Iran, one of the world's biggest executioners, is still known to execute children and those convicted of a crime carried out as minors. In December, a 22-year-old man convicted of a murder that he was accused of committing at the age of 16 was hanged, according to Iran Human Rights.

The group says at least 100 people are at risk of death sentence charges. Some protesters have been granted retrials but there is no guarantee of acquittal, with cases handled by hardline revolutionary courts.

In one case, a man has been sentenced to death for an interview with an Israeli television channel — the judiciary then accused him of spying for its arch foe.

'No lessons' to learn from Iran

Meanwhile, Iran and France have clashed over the publication of cartoons insulting Supreme Leader Ayatollah Ali Khamenei in the French satirical magazine Charlie Hebdo.

Tehran summoned the French ambassador on Wednesday after the images were published in a special edition by the magazine, marking the eighth anniversary of an attack on its offices in which 12 people were killed in 2015.

The cartoons were slammed by Foreign Minister Hossein Amirabdollahian as “insulting and indecent,” and he said the publication “has definitely chosen the wrong path.”

In response, French Foreign Minister Catherine Colonna said Paris has no lessons to learn from Tehran over press freedom and human rights.

“Let's remember that in France press freedom exists contrary to what's happening in Iran,” she said on Thursday, also hitting out at Tehran's lack of an independent judiciary.

On Thursday, Tehran announced it had closed a French institute in the capital in response to the cartoons, with the foreign ministry claiming the issue was linked to Israel. It has also tried to blame Israel for the protests.

It is not the first time France and Iran have been at loggerheads.
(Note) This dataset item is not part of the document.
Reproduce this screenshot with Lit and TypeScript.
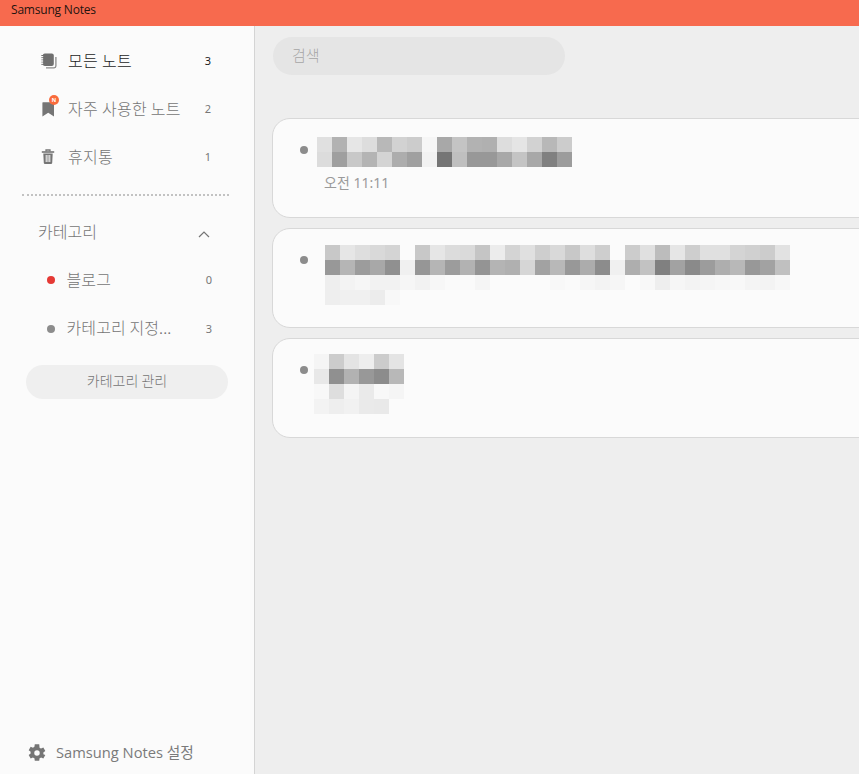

President Emmanuel Macron sparked anger in the Muslim world in 2020 following the beheading of French schoolteacher Samuel Paty.

Mr Paty was killed after showing images depicting the Prophet Mohammed during a discussion on free speech and the attack on Charlie Hebdo.

The French President's ensuing comments on Islam and defence of the cartoons led to protests in several countries and a call to boycott French products.

Mr Khamenei hit out at Mr Macron while Iranian newspapers published cartoons of him depicted as the devil.

France has also called on Iran to release several of its citizens held in Iran on trumped-up charges.